Casey acknowledges that Congress has had to appropriate funding for priorities like the war in Iraq and the military response to the Sept. 11 attacks, but he hopes that the next president will make scientific research a top priority.
“We’re hoping to change the vocabulary about NIH to one that talks about reinvestment to turn the tide,” Casey said. “There’s a goal to ultimately get consistent and stable support from NIH.”
Officials from Harvard and other universities say that the frustrations expressed by the Harvard professors are shared by researchers across the nation.

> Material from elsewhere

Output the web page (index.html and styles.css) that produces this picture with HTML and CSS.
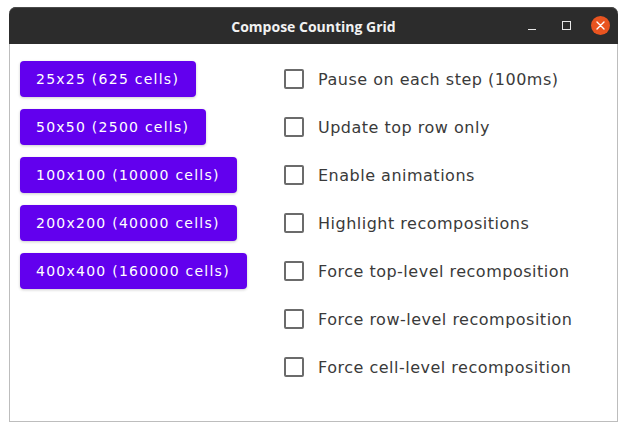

Norka Ruiz Bravo, a deputy director at the grant-making division of the NIH, said that there are several programs targeted at young investigators to aid them in their transition from being post-doctoral fellows working with established professors to being independent researchers.
“We are developing a statistical, systems dynamics model for how many [grants] is the right number,” Ruiz Bravo said. “We have to understand this to target our policies to make sure we have a bigger pipeline.”
Casey said that there are currently new ad-hoc programs at Harvard and its affiliated hospitals that lend support to researchers who are weighed down by the tight market for federal research dollars.
“It’s not supposed to be easy to become a biomedical researcher,” Casey said. “But it is an insurmountable challenge to tell young people to wait until 40 to build their career.”